With all this furore going on, it was perhaps convenient for the Home Office to slip out an announcement that for the first time child asylum seekers are to be forcibly deported.

Hard-hearted

Not that asylum seekers generally are number one in this nation's popularity charts. But you would think there is something about removing children that would make even the most hard-hearted think again.

But not this government.

Liam Byrne, the immigration minister and former social care minister of all things, blamed it all on the child traffickers. He believes they will be deterred by the new hard line.

Really? When did making a regulation stop people wanting to break it?

Hollow promises

The largest numbers of child asylum seekers come from places such as Afghanistan and east Africa. It is like an inventory of the world's troublespots. As they try to make good their escape, many are abused en route by their adult child traffickers and made false promises of safe refuge. That promise of safe refuge is even hollower after yesterday's announcement.
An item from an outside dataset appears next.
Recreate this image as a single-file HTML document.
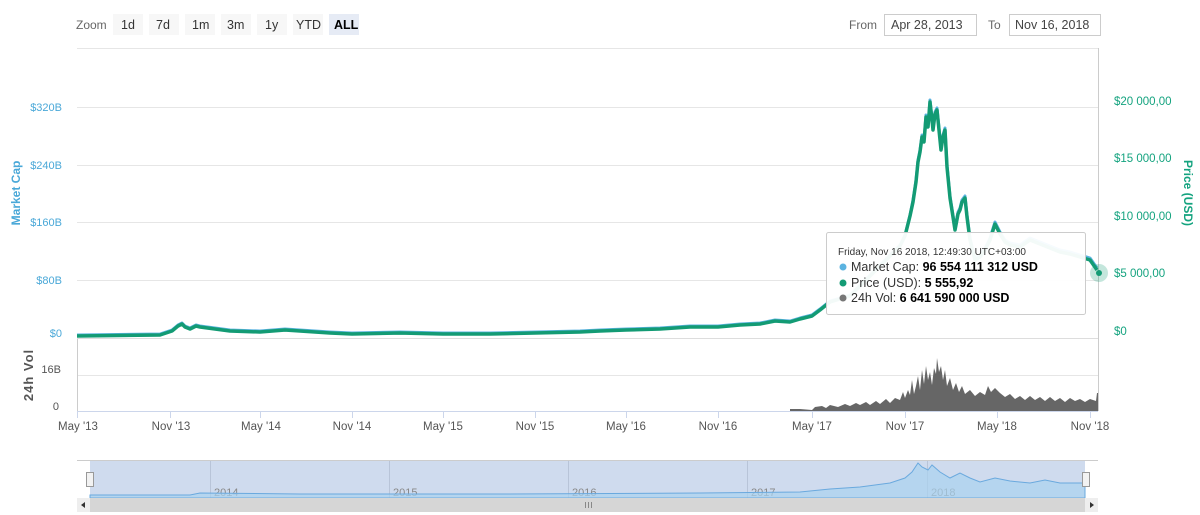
<!DOCTYPE html>
<html><head><meta charset="utf-8"><style>
body{margin:0;background:#fff;width:1200px;height:515px;overflow:hidden;font-family:"Liberation Sans",sans-serif;}
svg{position:absolute;left:0;top:0}
</style></head><body>
<svg width="1200" height="515" viewBox="0 0 1200 515" font-family="Liberation Sans, sans-serif">
<text x="76" y="29" font-size="12" fill="#666">Zoom</text>
<g font-size="12.5" fill="#333">
<rect x="113" y="14" width="30" height="21" fill="#f7f7f7"/><text x="121" y="29">1d</text>
<rect x="149" y="14" width="30" height="21" fill="#f7f7f7"/><text x="156" y="29">7d</text>
<rect x="185" y="14" width="30" height="21" fill="#f7f7f7"/><text x="192" y="29">1m</text>
<rect x="221" y="14" width="30" height="21" fill="#f7f7f7"/><text x="227" y="29">3m</text>
<rect x="257" y="14" width="30" height="21" fill="#f7f7f7"/><text x="265" y="29">1y</text>
<rect x="293" y="14" width="30" height="21" fill="#f7f7f7"/><text x="296" y="29">YTD</text>
<rect x="329" y="14" width="30" height="21" fill="#e6ebf5"/><text x="334" y="29" font-weight="bold" fill="#000">ALL</text>
</g>
<text x="849" y="29" font-size="12" fill="#666">From</text>
<rect x="884.5" y="14.5" width="92" height="21" fill="#fff" stroke="#ccc"/>
<text x="891" y="29" font-size="12.5" fill="#444">Apr 28, 2013</text>
<text x="988" y="29" font-size="12" fill="#666">To</text>
<rect x="1009.5" y="14.5" width="91" height="21" fill="#fff" stroke="#ccc"/>
<text x="1015" y="29" font-size="12.5" fill="#444">Nov 16, 2018</text>

<g stroke="#e6e6e6" stroke-width="1">
<line x1="77" y1="48.5" x2="1098" y2="48.5"/>
<line x1="77" y1="107.5" x2="1098" y2="107.5"/>
<line x1="77" y1="165.5" x2="1098" y2="165.5"/>
<line x1="77" y1="222.5" x2="1098" y2="222.5"/>
<line x1="77" y1="280.5" x2="1098" y2="280.5"/>
<line x1="77" y1="375.5" x2="1098" y2="375.5"/>
</g>
<line x1="1098.5" y1="48" x2="1098.5" y2="411" stroke="#ccc"/>
<line x1="77.5" y1="338" x2="77.5" y2="411" stroke="#ccc"/>
<line x1="77" y1="338.5" x2="1098" y2="338.5" stroke="#ddd"/>
<line x1="77" y1="411.5" x2="1098" y2="411.5" stroke="#ccd6eb"/>
<g stroke="#ccd6eb"><line x1="77.5" y1="411" x2="77.5" y2="418"/><line x1="170.5" y1="411" x2="170.5" y2="418"/><line x1="260.5" y1="411" x2="260.5" y2="418"/><line x1="352.5" y1="411" x2="352.5" y2="418"/><line x1="443.5" y1="411" x2="443.5" y2="418"/><line x1="535.5" y1="411" x2="535.5" y2="418"/><line x1="626.5" y1="411" x2="626.5" y2="418"/><line x1="718.5" y1="411" x2="718.5" y2="418"/><line x1="812.5" y1="411" x2="812.5" y2="418"/><line x1="905.5" y1="411" x2="905.5" y2="418"/><line x1="997.5" y1="411" x2="997.5" y2="418"/><line x1="1090.5" y1="411" x2="1090.5" y2="418"/></g>

<g font-size="11" fill="#4aa8d8" text-anchor="end">
<text x="62" y="111">$320B</text><text x="62" y="169">$240B</text><text x="62" y="226">$160B</text><text x="62" y="284">$80B</text><text x="62" y="337">$0</text>
</g>
<text transform="translate(20,193) rotate(-90)" font-size="12" font-weight="bold" fill="#4aa8d8" text-anchor="middle">Market Cap</text>
<g font-size="11" fill="#555" text-anchor="end"><text x="61" y="373">16B</text><text x="59" y="410">0</text></g>
<text transform="translate(33,375) rotate(-90)" font-size="13" font-weight="bold" fill="#555" text-anchor="middle" letter-spacing="1">24h Vol</text>
<g font-size="11.5" fill="#14a37f">
<text x="1114" y="105">$20 000,00</text><text x="1114" y="162">$15 000,00</text><text x="1114" y="220">$10 000,00</text><text x="1114" y="277">$5 000,00</text><text x="1114" y="335">$0</text>
</g>
<text transform="translate(1184,193) rotate(90)" font-size="12" font-weight="bold" fill="#14a37f" text-anchor="middle">Price (USD)</text>

<g font-size="11.5" fill="#555" text-anchor="middle">
<text x="78" y="430">May '13</text><text x="171" y="430">Nov '13</text><text x="261" y="430">May '14</text><text x="352" y="430">Nov '14</text><text x="443" y="430">May '15</text><text x="535" y="430">Nov '15</text><text x="626" y="430">May '16</text><text x="718" y="430">Nov '16</text><text x="812" y="430">May '17</text><text x="905" y="430">Nov '17</text><text x="997" y="430">May '18</text><text x="1090" y="430">Nov '18</text>
</g>

<path fill="#666" d="M790 411 L790 409 L800 409 L812 410 L815 407 L822 406 L826 408 L830 405 L838 407 L845 404 L850 406 L856 403 L860 405 L866 402 L870 405 L876 401 L880 404 L886 399 L890 403 L895 398 L900 400 L903 392 L905 398 L908 390 L910 395 L912 380 L914 394 L916 386 L918 376 L920 390 L922 370 L924 384 L926 366 L928 380 L930 372 L932 385 L934 368 L936 374 L937 358 L939 372 L941 366 L943 380 L945 370 L947 386 L950 378 L953 390 L956 383 L959 392 L962 386 L965 394 L970 390 L975 396 L980 392 L985 395 L988 386 L991 392 L995 388 L1000 393 L1005 397 L1010 394 L1015 399 L1020 396 L1025 400 L1030 396 L1035 400 L1040 397 L1045 401 L1050 397 L1055 401 L1060 398 L1065 402 L1070 398 L1075 401 L1080 399 L1085 402 L1090 399 L1096 401 L1097 393 L1098 393 L1098 411 Z"/>

<polyline fill="none" stroke="#5bb3e0" stroke-width="3" stroke-linejoin="round" points="77,335 160,334 172,330 178,325 182,323 185,326 190,328 196,325 200,326 215,328 230,330 260,331 285,329 300,330 330,332 352,333 400,332 443,333 490,333 535,332 580,331 600,330 626,329 660,328 690,326 718,326 740,324 760,323 775,320 790,321 800,318 812,315 820,309 830,301 850,295 870,275 890,255 900,245 905,235 910,215 913,200 916,180 918,160 920,150 922,135 924,140 926,115 928,125 930,100 932,118 933,128 935,112 937,108 939,128 941,148 943,135 945,128 947,165 950,196 953,215 955,228 958,212 960,208 962,200 965,196 967,215 970,238 973,250 975,258 980,255 985,248 990,238 995,222 998,228 1000,232 1005,240 1010,243 1020,245 1030,238 1040,242 1050,246 1060,250 1070,252 1080,255 1090,258 1097,268"/>
<polyline fill="none" stroke="#139b74" stroke-width="3.5" stroke-linejoin="round" points="77,336 160,335 172,331 178,326 182,324 185,327 190,329 196,326 200,327 215,329 230,331 260,332 285,330 300,331 330,333 352,334 400,333 443,334 490,334 535,333 580,332 600,331 626,330 660,329 690,327 718,327 740,325 760,324 775,321 790,322 800,319 812,316 820,310 830,302 850,296 870,276 890,256 900,246 905,236 910,216 913,202 916,182 918,162 920,152 922,137 924,142 926,117 928,127 930,102 932,120 933,130 935,114 937,110 939,130 941,150 943,137 945,130 947,167 950,198 953,217 955,230 958,214 960,210 962,202 965,198 967,217 970,240 973,252 975,260 980,257 985,250 990,240 995,224 998,230 1000,234 1005,242 1010,245 1020,247 1030,240 1040,244 1050,248 1060,252 1070,254 1080,257 1090,260 1097,270"/>
<circle cx="1099" cy="273" r="9" fill="#139b74" opacity="0.25"/>
<circle cx="1099" cy="273" r="3" fill="#139b74"/>

<rect x="826.5" y="232.5" width="259" height="82" fill="#fff" fill-opacity="0.95" stroke="#ccc" rx="2"/>
<text x="838" y="255" font-size="10" fill="#333">Friday, Nov 16 2018, 12:49:30 UTC+03:00</text>
<circle cx="843" cy="267" r="3.5" fill="#5bb3e0"/><text x="851" y="271" font-size="12.5" fill="#333">Market Cap: <tspan font-weight="bold" fill="#000">96 554 111 312 USD</tspan></text>
<circle cx="843" cy="283" r="3.5" fill="#139b74"/><text x="851" y="287" font-size="12.5" fill="#333">Price (USD): <tspan font-weight="bold" fill="#000">5 555,92</tspan></text>
<circle cx="843" cy="298" r="3.5" fill="#777"/><text x="851" y="302" font-size="12.5" fill="#333">24h Vol: <tspan font-weight="bold" fill="#000">6 641 590 000 USD</tspan></text>

<line x1="77" y1="460.5" x2="1098" y2="460.5" stroke="#ccc"/>
<rect x="90" y="461" width="995" height="37" fill="#cfdbee"/>
<g stroke="#b8c4d8"><line x1="210.5" y1="461" x2="210.5" y2="498"/><line x1="389.5" y1="461" x2="389.5" y2="498"/><line x1="568.5" y1="461" x2="568.5" y2="498"/><line x1="747.5" y1="461" x2="747.5" y2="498"/><line x1="927.5" y1="461" x2="927.5" y2="498"/></g>
<g font-size="11" fill="#888"><text x="214" y="496">2014</text><text x="393" y="496">2015</text><text x="572" y="496">2016</text><text x="751" y="496">2017</text><text x="931" y="496">2018</text></g>
<path fill="#a9d3f0" fill-opacity="0.7" stroke="#6aa9de" stroke-width="1" d="M90 495 L190 495 L200 493 L300 494 L500 494 L700 493 L800 492 L830 489 L860 487 L890 483 L905 478 L912 472 L918 463 L922 467 L928 470 L932 465 L940 472 L950 478 L960 473 L970 478 L980 482 L995 478 L1010 481 L1030 483 L1045 480 L1060 483 L1085 483 L1085 498 L90 498 Z"/>
<rect x="86.5" y="472.5" width="7" height="14" fill="#f2f2f2" stroke="#999"/>
<rect x="1082.5" y="472.5" width="7" height="14" fill="#f2f2f2" stroke="#999"/>
<rect x="77" y="498" width="1021" height="14" fill="#d6d6d6"/>
<rect x="77" y="498" width="13" height="14" fill="#eee"/>
<rect x="1085" y="498" width="13" height="14" fill="#eee"/>
<path d="M85 502 L81 505 L85 508Z M1090 502 L1094 505 L1090 508Z" fill="#333"/>
<g stroke="#888"><line x1="585.5" y1="502" x2="585.5" y2="508"/><line x1="588.5" y1="502" x2="588.5" y2="508"/><line x1="591.5" y1="502" x2="591.5" y2="508"/></g>
</svg>
</body></html>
In an earlier commentary on this website we cited the case of Al Bangura, the Watford footballer, himself the victim of child trafficking. He was refused asylum in the UK, but after a long battle he was granted a work permit. Yet his distressing story remains a reminder to us all of why children feel the need to escape their homes and families.

Role models

These days we are often told that young people need role models. Al Bangura is one. And one that the very children this government now wants to deport could relate to as they assimilate into UK society.

In another recent move that ranks low in the humanitarian stakes, the government is planning to restrict health care to failed asylum seekers, something commented on by my colleague, Amy Taylor.
So perhaps we shouldn't be surprised that this one was coming.

But there is one other question that Byrne needs to answer: when these children are returned to their countries of origin, what happens then?